27/04/2024
08:10 AM

¿Quién controla al Gobierno?

Juan Ramón Martínez

En la medida en que el Gobierno se ha ido tornando grande y dominador se aleja de la posibilidad de que los ciudadanos lo controlen. Esto no es de ahora y, mucho menos, solo de Honduras. Por supuesto, poco a poco, a golpe de exageraciones, errores e irrespetos, el Gobierno se ha ido volviendo “odioso”, malquerido. Y dentro del esquema populista se torna, en frase feliz de Octavio Paz, en el “ogro filantrópico”, que da cosas, le toca amorosamente la cabeza a los ciudadanos, pero no disimula su superioridad, al grado que no rinde cuentas. Y cuando se intenta que lo haga, él mismo emite leyes secretas que impiden que la población pueda saber qué es lo que hacen los gobernantes.

En las confesiones del expresidente Antonio Saca, en el juicio que se le sigue por robo, se puede notar cómo algunos gobernantes buscan casi siempre el poder no para servir al público o para trascender en la historia como probos y diligentes, sino que para enriquecerse.

Los fundadores de los Estados Unidos, dentro de la concepción liberal, siempre anticiparon que el Gobierno podría llegar a ser muy fuerte y poderoso. Para evitarlo desarrollaron un concepto de Poder Ejecutivo pequeño, controlado por el Congreso–Senado (territorios) y Cámara de Representantes (ciudadanos)– y consagraron, en la posesión de armas por los ciudadanos, la garantía de que el pueblo podía defenderse de la arbitrariedad gubernamental. Nosotros tenemos un Ejecutivo que le ha quitado todas las competencias al Congreso Nacional. La última, la aprobación del presupuesto, en la medida en que Finanzas le limita esta capacidad.

Además, en la medida en que el poder se ha centralizado en forma abusiva se divide en pequeñas islas autoritarias, compitiendo unas con otras, tornándolo torpe, ineficiente pero abusivo. Sin embargo, por arrogancia disimula su superioridad, incluso en cosas pequeñas, como las referidas a atender al público, que es el que paga sus sueldos.

Un pepenador de basura de Tegucigalpa nunca me creyó que el alcalde municipal le podría llamar al teléfono para que le presentara sus solicitudes. Cuando Tito Asfura le llamó al teléfono me contó que le parecía increíble.

Nery Cerrato, exalcalde de Teupasenti y viceministro de Descentralización, no entiende de esto.
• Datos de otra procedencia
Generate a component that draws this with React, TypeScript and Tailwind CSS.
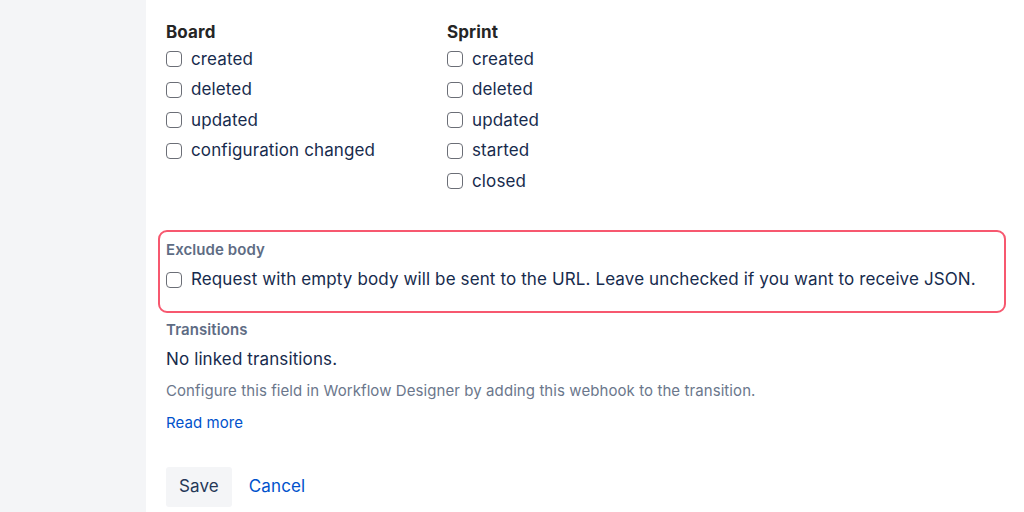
import React from "react";

function Box() {
  return (
    <span className="inline-block w-4 h-4 shrink-0 rounded-[4px] border-[1.5px] border-[#6b6e76] bg-white" />
  );
}

function Option({ label }: { label: string }) {
  return (
    <label className="flex items-center gap-[9px] h-[30.5px]">
      <Box />
      <span>{label}</span>
    </label>
  );
}

const board = ["created", "deleted", "updated", "configuration changed"];
const sprint = ["created", "deleted", "updated", "started", "closed"];

export default function App() {
  return (
    <div
      className="flex w-[1024px] h-[512px] overflow-hidden bg-white text-[#172b4d] text-[17px] tracking-[0.12px]"
      style={{ fontFamily: "Inter, 'Noto Sans', sans-serif" }}
    >
      <aside className="w-[146px] shrink-0 bg-[#f4f5f7]" />
      <main className="flex-1 pl-5 pr-[18px] pt-[22px]">
        <div className="flex">
          <div className="w-[281px]">
            <h3 className="font-bold text-[#252525] leading-5 mb-[2px]">Board</h3>
            {board.map((b) => (
              <Option key={b} label={b} />
            ))}
          </div>
          <div>
            <h3 className="font-bold text-[#252525] leading-5 mb-[2px]">Sprint</h3>
            {sprint.map((s) => (
              <Option key={s} label={s} />
            ))}
          </div>
        </div>

        <div className="mt-[33px] -ml-2 border-2 border-[#f7586f] rounded-[9px] pl-[6px] pt-[8px] pb-[16px]">
          <div className="text-[15px] tracking-[0.08px] font-semibold text-[#5e6c84] leading-5 mb-[5px]">Exclude body</div>
          <Option label="Request with empty body will be sent to the URL. Leave unchecked if you want to receive JSON." />
        </div>

        <div className="mt-[7px] text-[15px] tracking-[0.08px] font-semibold text-[#5e6c84] leading-5">Transitions</div>
        <div className="mt-[9px] leading-5">No linked transitions.</div>
        <div className="mt-[12px] text-[15px] tracking-[0.08px] text-[#6b778c] leading-5">
          Configure this field in Workflow Designer by adding this webhook to the transition.
        </div>
        <a className="block mt-[12px] text-[15px] tracking-[0.08px] text-[#0052cc] leading-5">Read more</a>

        <div className="mt-[34px] flex items-center gap-[17px]">
          <button className="h-10 px-[13px] rounded-[3px] bg-[#f4f5f7] text-[#253858]">Save</button>
          <a className="text-[#0052cc]">Cancel</a>
        </div>
      </main>
    </div>
  );
}
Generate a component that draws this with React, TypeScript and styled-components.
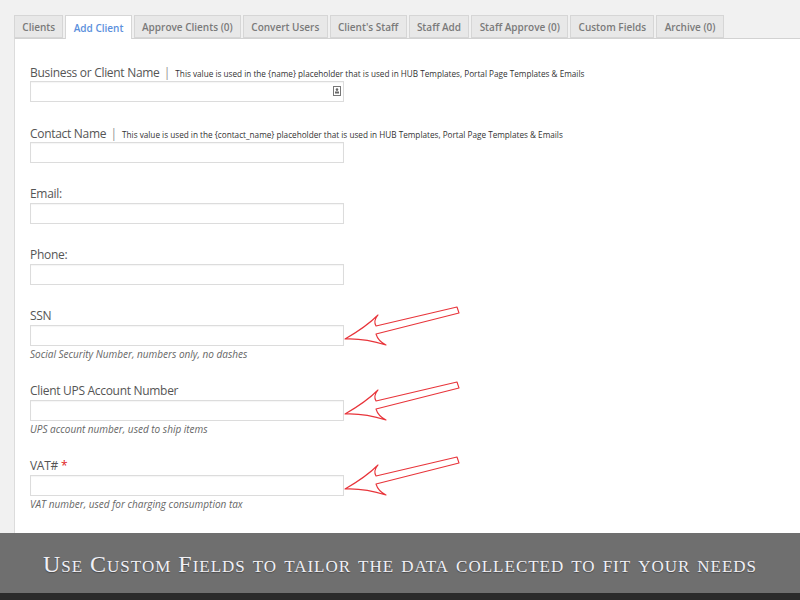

Aunque fue alcalde y universitario no se ha dado cuenta de que los municipios han perdido competencias, las que solo devuelve el poder central cuando ya no puede con ellas, como es el caso del agua y los bosques.

Es notorio también en la Policía y la Fiscalía General. Aquí son muy visibles dos debilidades adicionales: la falta de control ciudadano, efectivo y real y la ausencia de vigilancia interna que valore sus resultados.

En el caso de la Policía, el control interno lo destruyó Álvarez en tiempos de Maduro, disimulándolo en espectáculos floridos en que capturaban delincuentes y los soltaban en una calle cerrada para que el Presidente participara en su “captura”. Como si fuese una alegre “cacería real” en que, en vez de ardillas y galgos, se usaban delincuentes, policías uniformados y miembros de las Fuerzas Armadas, una barbaridad.

La Fiscalía tampoco ha tenido un órgano de control por parte de la ciudadanía, por ello no podemos evaluar su eficiencia comparando los fondos invertidos con los casos judicializados (ha desaparecido la acusación privada) y los procesos en que sus actores han sido condenados, y cuando observamos la disputa entre algunas de sus unidades, peleando públicamente las escenas del crimen, rechazando los dictámenes médicos forenses, que no protegen intereses desconocidos, nos damos cuenta de que la Fiscalía se nos ha ido de las manos, que no es suficiente la Maccih –incluso con el espectáculo hormonal de Jiménez Mayor– para garantizarnos control y eficiencia. El que el fiscal Santos haya fracasado en su vengativa pretensión de meter a los políticos a la cárcel, con el respaldo de una reforma constitucional que agrede los derechos humanos, es fruto de esta falta de control.

El fiscal Chinchilla cae bien –con su cara triste que no amenaza a nadie–, pero debe dar resultados. No basta su actitud de no romper un plato, tiene que justificar lo que gasta, ya que usar el dinero sin resultados también es corrupción.